Ah, the perils and pitfalls of the Christmas ... er ... holiday season.
Like the stockings hung over the fireplace on Christmas morning, my newsfeeds and inbox have been full of holiday-related controversies and things to fret about in this most festive time of year.
One sign of the times was this news tidbit from Montgomery County, Md. In response to a request from Muslim community leaders, the education board voted this fall to change "Christmas break" to "winter break" -- making Montgomery one of many educational systems and institutions to go with the generic seasonal moniker rather than the C word.
For the record, this is not quite the outcome the area's Muslim leaders had in mind. They had asked for official school days off in recognition of one of their major holidays.
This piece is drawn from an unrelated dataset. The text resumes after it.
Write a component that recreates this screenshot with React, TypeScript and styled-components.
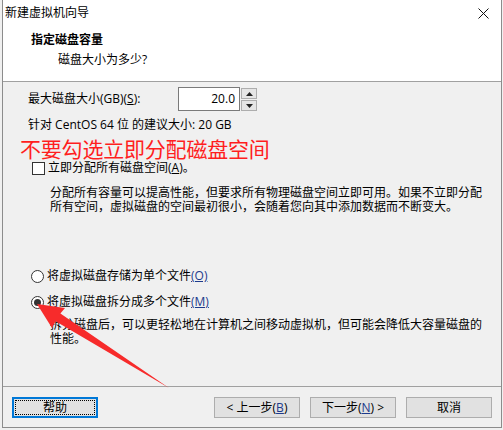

But rather than accede to that, the school board decided to secularize all holiday breaks, Christian and Jewish alike, as if to wash its hands of the whole darn mess (while creating a new one in the process, judging from the criticism that has followed).
Even some of the most secularized and consumerist expressions of Christmas are being judged inappropriate in some quarters. Some workplaces and social circles are calling their gift exchanges "secret snowman" rather than "secret Santa," as if the gift-bearing fat man bore too close an association with Christianity to make his presence palatable.
Congress is another "workplace" where holiday politics are getting weird. The congresswoman in charge of House mailing standards, Rep. Candice Miller (R-Mich.), has reminded members that it's now OK to use greetings such as "Merry Christmas" and "Happy Hanukkah" in mailings to their constituents, thanks to a rules change enacted last year.
The catch: This applies only if the greetings are "incidental." That means no Christmas cards at taxpayer expense and, as the House administration rules page specifies, no Christmas-ey allusions through "colors, illustrations and greetings" on the calendars some members like to send out. I guess we won't be seeing much red or green on those 2015 calendars from Congress!
The holidays would not be the holidays, of course, without a legal fight over a manger display at a county courthouse somewhere. Thanks to the life-sized nativity scene in Cherokee County, Texas, and the subsequent protest letter and lawsuit threat from the American Humanist Association, we have just the brouhaha we were counting on to brighten the holiday season this year. Ho, ho, ho.
Was that a holiday cliché? That's been on my worries list, too, since I received an article from PR Daily warning of the tendency of many communications and media wretches to use the trite and terrible in our prose this time of year. Among the clichés to avoid, according to PR Daily, are anything beginning with 'twas, 'tis the season, or "it's beginning to look at lot like ..." Also out are references to Scrooge and the Grinch.
Bah humbug, say I.
For many years, I have been loath to wish people "Happy Holidays" rather than "Merry Christmas," which as a liberal I am not supposed to admit. To my mind, the former sounds too generic, too ... Hallmark. Yet just in time to jar me from my holiday cynicism, a wise friend has reminded me there's something legitimate at issue here -- and, if we play our cards right, a chance for us to learn some religious diversity competencies that can make things go better in our pluralistic culture.
As pointed out by my retired law professor friend, people started getting careful about "Merry Christmas" out of a well-intentioned fear of offending people who don't celebrate Christ's birth -- a group that is more numerous and vocal than several decades ago. But instead of covering our bases with generic "holiday" greetings, the professor suggests we learn enough about the religions of our co-workers and neighbors to convey seasonally and religiously appropriate well wishes during, say, Ramadan or Yom Kippur or, yes, Christmas.
It might take some effort, sure. But our current exertions to navigate holiday politics are getting pretty tiring, frankly. And as the growing body of evidence suggests, tiptoeing around Christmas is getting us nowhere.